Exercise material »
****************

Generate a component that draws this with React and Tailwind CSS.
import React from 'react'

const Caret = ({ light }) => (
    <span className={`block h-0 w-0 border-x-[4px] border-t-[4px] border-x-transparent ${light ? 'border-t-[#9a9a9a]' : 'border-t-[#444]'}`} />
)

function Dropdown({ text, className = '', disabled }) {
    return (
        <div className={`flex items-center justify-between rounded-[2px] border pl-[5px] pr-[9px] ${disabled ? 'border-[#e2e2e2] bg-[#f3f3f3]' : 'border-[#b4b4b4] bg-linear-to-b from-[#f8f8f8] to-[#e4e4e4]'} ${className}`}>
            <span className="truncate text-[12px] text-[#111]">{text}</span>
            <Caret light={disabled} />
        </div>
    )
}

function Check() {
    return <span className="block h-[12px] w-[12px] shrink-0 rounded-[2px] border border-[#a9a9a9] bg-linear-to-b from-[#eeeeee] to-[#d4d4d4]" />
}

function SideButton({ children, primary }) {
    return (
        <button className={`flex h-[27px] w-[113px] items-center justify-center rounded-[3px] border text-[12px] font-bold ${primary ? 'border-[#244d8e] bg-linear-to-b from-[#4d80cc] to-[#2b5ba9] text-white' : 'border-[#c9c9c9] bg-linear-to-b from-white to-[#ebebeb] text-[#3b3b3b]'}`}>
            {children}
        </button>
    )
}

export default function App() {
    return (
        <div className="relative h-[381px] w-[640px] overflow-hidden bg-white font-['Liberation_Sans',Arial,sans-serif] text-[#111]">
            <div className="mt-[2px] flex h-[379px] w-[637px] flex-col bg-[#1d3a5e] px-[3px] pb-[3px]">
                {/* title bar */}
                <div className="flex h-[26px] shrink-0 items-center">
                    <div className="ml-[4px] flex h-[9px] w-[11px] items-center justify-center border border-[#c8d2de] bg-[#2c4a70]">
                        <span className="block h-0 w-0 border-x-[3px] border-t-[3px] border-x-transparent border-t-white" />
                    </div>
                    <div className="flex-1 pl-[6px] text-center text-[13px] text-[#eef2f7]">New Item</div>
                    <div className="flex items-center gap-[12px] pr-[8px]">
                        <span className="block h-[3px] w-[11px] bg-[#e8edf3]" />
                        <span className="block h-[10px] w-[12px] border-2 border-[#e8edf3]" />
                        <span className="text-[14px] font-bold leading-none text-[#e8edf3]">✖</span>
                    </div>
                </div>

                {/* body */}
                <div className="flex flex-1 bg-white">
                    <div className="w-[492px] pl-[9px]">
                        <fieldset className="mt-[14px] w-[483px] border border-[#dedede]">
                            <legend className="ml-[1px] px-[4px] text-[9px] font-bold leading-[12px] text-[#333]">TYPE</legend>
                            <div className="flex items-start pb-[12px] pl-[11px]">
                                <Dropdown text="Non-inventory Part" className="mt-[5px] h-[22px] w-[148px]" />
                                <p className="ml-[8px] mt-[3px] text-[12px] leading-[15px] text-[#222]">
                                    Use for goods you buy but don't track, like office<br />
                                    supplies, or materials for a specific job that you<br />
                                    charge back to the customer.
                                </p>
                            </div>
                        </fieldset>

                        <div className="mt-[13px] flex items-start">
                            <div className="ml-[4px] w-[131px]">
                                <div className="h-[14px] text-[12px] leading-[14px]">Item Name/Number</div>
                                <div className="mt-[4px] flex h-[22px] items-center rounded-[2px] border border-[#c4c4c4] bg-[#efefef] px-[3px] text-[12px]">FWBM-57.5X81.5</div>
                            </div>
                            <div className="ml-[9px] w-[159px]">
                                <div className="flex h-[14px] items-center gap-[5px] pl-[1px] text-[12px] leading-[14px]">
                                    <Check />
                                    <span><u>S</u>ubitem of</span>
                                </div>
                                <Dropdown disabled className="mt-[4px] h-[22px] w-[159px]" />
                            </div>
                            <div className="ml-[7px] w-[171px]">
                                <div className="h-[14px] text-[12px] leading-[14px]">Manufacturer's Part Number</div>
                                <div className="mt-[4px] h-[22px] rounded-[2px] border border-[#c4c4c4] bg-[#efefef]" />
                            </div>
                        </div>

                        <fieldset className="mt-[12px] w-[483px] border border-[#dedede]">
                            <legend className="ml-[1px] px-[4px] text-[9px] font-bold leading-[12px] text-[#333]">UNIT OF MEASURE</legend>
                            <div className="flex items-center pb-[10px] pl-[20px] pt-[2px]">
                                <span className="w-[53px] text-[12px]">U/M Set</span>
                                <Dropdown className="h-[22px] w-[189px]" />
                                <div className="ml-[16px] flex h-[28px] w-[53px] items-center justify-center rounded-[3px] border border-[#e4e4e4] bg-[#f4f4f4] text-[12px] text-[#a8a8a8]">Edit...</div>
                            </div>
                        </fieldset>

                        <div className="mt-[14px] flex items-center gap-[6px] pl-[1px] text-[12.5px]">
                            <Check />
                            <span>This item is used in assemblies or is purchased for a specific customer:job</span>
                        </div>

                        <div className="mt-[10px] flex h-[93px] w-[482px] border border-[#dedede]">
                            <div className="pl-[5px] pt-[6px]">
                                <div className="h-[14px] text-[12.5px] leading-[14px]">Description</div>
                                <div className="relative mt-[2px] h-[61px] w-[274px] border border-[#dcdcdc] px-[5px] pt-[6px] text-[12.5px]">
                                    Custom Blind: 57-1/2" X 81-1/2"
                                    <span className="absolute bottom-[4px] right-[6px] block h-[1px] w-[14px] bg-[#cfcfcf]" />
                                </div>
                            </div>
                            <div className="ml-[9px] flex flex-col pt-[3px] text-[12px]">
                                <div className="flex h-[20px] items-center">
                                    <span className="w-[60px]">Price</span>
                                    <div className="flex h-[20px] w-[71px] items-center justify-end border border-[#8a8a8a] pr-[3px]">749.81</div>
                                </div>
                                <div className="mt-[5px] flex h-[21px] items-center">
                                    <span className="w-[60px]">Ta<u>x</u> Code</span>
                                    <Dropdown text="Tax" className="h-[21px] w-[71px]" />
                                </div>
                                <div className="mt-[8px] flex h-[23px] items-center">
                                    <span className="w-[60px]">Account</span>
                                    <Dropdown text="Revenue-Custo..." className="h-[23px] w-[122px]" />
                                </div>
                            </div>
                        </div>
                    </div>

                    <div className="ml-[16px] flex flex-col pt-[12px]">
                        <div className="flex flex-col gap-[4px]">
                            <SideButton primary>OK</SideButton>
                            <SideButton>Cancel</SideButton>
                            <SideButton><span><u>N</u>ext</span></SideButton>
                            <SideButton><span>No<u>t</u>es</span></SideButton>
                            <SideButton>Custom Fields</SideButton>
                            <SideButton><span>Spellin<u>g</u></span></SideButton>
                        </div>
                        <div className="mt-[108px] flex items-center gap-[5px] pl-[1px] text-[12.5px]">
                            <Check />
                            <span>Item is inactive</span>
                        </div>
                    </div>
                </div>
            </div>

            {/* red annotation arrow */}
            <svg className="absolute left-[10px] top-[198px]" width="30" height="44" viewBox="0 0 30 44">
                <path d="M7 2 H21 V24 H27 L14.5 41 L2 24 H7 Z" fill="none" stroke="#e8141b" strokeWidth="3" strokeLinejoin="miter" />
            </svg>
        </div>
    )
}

****************

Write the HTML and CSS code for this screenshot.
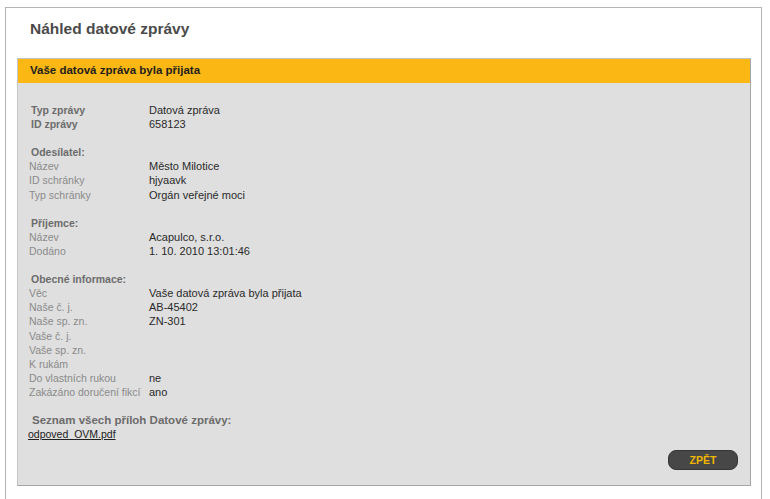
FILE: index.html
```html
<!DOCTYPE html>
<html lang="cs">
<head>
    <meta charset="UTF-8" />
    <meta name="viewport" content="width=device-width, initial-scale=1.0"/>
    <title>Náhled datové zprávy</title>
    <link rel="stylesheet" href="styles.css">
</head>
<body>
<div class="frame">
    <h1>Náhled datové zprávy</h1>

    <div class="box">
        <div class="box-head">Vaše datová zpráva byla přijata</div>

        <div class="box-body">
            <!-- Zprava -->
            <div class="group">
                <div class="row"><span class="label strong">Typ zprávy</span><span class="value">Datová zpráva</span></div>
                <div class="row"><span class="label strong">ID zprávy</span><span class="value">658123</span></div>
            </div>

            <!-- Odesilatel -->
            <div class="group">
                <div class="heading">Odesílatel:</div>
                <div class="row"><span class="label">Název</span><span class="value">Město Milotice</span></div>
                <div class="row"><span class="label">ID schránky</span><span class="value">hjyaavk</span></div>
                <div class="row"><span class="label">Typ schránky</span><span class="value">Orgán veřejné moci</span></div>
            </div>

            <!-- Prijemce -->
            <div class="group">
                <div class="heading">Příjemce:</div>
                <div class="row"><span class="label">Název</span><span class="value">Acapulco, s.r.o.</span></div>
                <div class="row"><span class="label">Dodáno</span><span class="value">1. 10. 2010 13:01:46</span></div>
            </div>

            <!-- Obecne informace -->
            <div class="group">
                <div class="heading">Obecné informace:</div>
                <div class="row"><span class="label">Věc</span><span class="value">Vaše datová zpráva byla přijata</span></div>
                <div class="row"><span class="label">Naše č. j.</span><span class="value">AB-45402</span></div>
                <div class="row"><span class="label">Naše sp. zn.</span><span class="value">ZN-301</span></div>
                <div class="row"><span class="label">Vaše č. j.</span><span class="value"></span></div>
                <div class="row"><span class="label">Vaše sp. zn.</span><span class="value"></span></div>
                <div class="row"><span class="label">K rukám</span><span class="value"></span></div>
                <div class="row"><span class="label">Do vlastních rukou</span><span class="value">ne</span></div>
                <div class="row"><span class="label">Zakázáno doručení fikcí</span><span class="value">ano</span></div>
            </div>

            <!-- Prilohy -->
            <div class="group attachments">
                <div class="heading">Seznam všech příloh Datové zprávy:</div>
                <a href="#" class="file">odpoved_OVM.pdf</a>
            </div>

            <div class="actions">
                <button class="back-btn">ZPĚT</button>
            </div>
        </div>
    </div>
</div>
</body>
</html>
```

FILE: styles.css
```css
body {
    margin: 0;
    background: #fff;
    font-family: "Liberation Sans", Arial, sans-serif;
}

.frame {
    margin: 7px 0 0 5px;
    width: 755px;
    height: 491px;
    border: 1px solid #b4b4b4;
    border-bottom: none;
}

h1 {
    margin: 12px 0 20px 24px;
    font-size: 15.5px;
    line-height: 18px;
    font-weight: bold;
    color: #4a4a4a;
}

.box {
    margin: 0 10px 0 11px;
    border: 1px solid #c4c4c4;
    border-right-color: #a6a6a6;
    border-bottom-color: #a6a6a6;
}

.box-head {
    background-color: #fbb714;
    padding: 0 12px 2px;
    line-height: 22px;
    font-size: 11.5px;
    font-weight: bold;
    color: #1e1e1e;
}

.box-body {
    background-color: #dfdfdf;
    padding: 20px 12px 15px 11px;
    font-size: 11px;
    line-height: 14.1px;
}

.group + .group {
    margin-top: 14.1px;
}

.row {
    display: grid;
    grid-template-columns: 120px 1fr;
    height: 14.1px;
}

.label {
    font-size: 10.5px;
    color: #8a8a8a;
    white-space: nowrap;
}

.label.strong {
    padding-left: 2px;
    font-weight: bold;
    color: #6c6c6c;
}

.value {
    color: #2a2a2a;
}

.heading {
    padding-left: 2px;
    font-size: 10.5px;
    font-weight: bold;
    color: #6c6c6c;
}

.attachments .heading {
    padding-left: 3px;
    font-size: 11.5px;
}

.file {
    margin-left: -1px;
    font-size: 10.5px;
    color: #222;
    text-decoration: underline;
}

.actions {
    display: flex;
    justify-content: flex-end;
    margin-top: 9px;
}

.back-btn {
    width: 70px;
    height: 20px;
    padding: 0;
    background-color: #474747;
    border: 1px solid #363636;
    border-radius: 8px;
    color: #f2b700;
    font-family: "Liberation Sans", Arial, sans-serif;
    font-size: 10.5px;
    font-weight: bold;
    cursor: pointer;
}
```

****************

Job »
Look through the entries and return every line where "React" appears.

Exercise result »
Generate a component that draws this with React and Tailwind CSS.
import React from 'react'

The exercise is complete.